Problem requirements:
Exactly as written, quote every line that follows, skipping the images.
*-*-*
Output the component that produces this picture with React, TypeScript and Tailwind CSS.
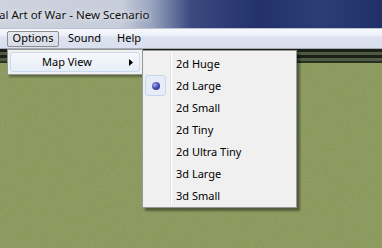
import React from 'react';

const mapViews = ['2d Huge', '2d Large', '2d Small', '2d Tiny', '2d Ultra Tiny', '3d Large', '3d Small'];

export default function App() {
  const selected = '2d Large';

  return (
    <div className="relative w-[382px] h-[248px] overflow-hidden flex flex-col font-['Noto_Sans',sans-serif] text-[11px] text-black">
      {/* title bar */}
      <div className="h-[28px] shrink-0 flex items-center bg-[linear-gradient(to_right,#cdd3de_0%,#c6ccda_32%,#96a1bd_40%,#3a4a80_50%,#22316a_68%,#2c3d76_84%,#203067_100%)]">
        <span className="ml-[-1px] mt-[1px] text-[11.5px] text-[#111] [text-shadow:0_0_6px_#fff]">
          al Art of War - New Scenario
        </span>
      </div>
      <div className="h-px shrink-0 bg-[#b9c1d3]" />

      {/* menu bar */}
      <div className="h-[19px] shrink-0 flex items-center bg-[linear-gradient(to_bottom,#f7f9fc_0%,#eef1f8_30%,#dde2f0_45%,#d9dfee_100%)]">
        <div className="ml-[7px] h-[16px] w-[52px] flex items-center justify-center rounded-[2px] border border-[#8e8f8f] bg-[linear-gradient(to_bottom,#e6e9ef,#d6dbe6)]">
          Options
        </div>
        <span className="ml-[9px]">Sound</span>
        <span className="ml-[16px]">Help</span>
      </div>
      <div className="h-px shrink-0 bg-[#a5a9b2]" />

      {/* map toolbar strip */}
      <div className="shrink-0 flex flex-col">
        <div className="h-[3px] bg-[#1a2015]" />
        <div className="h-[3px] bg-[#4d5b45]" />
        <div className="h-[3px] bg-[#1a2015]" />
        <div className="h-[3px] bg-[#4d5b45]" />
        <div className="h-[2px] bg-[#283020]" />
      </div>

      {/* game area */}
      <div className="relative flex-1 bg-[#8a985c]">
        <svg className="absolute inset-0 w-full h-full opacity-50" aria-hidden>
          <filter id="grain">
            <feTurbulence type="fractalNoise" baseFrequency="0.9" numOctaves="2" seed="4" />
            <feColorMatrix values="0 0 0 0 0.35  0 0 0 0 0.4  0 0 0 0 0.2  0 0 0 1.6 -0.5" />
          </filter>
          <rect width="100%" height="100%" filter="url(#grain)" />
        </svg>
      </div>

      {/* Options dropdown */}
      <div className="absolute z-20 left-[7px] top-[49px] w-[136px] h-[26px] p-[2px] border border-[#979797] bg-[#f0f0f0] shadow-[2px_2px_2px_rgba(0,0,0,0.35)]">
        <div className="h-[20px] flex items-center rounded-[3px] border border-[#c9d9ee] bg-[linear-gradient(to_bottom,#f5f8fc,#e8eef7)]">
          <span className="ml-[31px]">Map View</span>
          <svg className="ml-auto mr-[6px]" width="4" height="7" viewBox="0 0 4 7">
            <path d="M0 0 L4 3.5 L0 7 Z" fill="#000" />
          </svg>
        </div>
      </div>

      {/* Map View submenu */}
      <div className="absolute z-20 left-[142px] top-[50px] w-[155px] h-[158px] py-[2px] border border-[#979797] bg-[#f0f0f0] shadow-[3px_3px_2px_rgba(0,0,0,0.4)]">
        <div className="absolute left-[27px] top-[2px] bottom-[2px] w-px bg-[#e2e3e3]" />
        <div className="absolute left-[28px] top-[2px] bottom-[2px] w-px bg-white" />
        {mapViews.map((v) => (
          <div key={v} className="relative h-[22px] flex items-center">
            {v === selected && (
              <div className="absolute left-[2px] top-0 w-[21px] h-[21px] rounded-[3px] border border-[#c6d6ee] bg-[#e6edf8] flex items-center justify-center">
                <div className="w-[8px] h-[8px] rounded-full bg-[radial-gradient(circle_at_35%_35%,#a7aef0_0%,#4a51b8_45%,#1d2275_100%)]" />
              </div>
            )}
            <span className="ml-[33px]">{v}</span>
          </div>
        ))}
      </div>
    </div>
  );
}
*-*-*
Task answer:
Output the component that produces this picture with React, TypeScript and Tailwind CSS.
import React from 'react';

const mapViews = ['2d Huge', '2d Large', '2d Small', '2d Tiny', '2d Ultra Tiny', '3d Large', '3d Small'];

export default function App() {
  const selected = '2d Large';

  return (
    <div className="relative w-[382px] h-[248px] overflow-hidden flex flex-col font-['Noto_Sans',sans-serif] text-[11px] text-black">
      {/* title bar */}
      <div className="h-[28px] shrink-0 flex items-center bg-[linear-gradient(to_right,#cdd3de_0%,#c6ccda_32%,#96a1bd_40%,#3a4a80_50%,#22316a_68%,#2c3d76_84%,#203067_100%)]">
        <span className="ml-[-1px] mt-[1px] text-[11.5px] text-[#111] [text-shadow:0_0_6px_#fff]">
          al Art of War - New Scenario
        </span>
      </div>
      <div className="h-px shrink-0 bg-[#b9c1d3]" />

      {/* menu bar */}
      <div className="h-[19px] shrink-0 flex items-center bg-[linear-gradient(to_bottom,#f7f9fc_0%,#eef1f8_30%,#dde2f0_45%,#d9dfee_100%)]">
        <div className="ml-[7px] h-[16px] w-[52px] flex items-center justify-center rounded-[2px] border border-[#8e8f8f] bg-[linear-gradient(to_bottom,#e6e9ef,#d6dbe6)]">
          Options
        </div>
        <span className="ml-[9px]">Sound</span>
        <span className="ml-[16px]">Help</span>
      </div>
      <div className="h-px shrink-0 bg-[#a5a9b2]" />

      {/* map toolbar strip */}
      <div className="shrink-0 flex flex-col">
        <div className="h-[3px] bg-[#1a2015]" />
        <div className="h-[3px] bg-[#4d5b45]" />
        <div className="h-[3px] bg-[#1a2015]" />
        <div className="h-[3px] bg-[#4d5b45]" />
        <div className="h-[2px] bg-[#283020]" />
      </div>

      {/* game area */}
      <div className="relative flex-1 bg-[#8a985c]">
        <svg className="absolute inset-0 w-full h-full opacity-50" aria-hidden>
          <filter id="grain">
            <feTurbulence type="fractalNoise" baseFrequency="0.9" numOctaves="2" seed="4" />
            <feColorMatrix values="0 0 0 0 0.35  0 0 0 0 0.4  0 0 0 0 0.2  0 0 0 1.6 -0.5" />
          </filter>
          <rect width="100%" height="100%" filter="url(#grain)" />
        </svg>
      </div>

      {/* Options dropdown */}
      <div className="absolute z-20 left-[7px] top-[49px] w-[136px] h-[26px] p-[2px] border border-[#979797] bg-[#f0f0f0] shadow-[2px_2px_2px_rgba(0,0,0,0.35)]">
        <div className="h-[20px] flex items-center rounded-[3px] border border-[#c9d9ee] bg-[linear-gradient(to_bottom,#f5f8fc,#e8eef7)]">
          <span className="ml-[31px]">Map View</span>
          <svg className="ml-auto mr-[6px]" width="4" height="7" viewBox="0 0 4 7">
            <path d="M0 0 L4 3.5 L0 7 Z" fill="#000" />
          </svg>
        </div>
      </div>

      {/* Map View submenu */}
      <div className="absolute z-20 left-[142px] top-[50px] w-[155px] h-[158px] py-[2px] border border-[#979797] bg-[#f0f0f0] shadow-[3px_3px_2px_rgba(0,0,0,0.4)]">
        <div className="absolute left-[27px] top-[2px] bottom-[2px] w-px bg-[#e2e3e3]" />
        <div className="absolute left-[28px] top-[2px] bottom-[2px] w-px bg-white" />
        {mapViews.map((v) => (
          <div key={v} className="relative h-[22px] flex items-center">
            {v === selected && (
              <div className="absolute left-[2px] top-0 w-[21px] h-[21px] rounded-[3px] border border-[#c6d6ee] bg-[#e6edf8] flex items-center justify-center">
                <div className="w-[8px] h-[8px] rounded-full bg-[radial-gradient(circle_at_35%_35%,#a7aef0_0%,#4a51b8_45%,#1d2275_100%)]" />
              </div>
            )}
            <span className="ml-[33px]">{v}</span>
          </div>
        ))}
      </div>
    </div>
  );
}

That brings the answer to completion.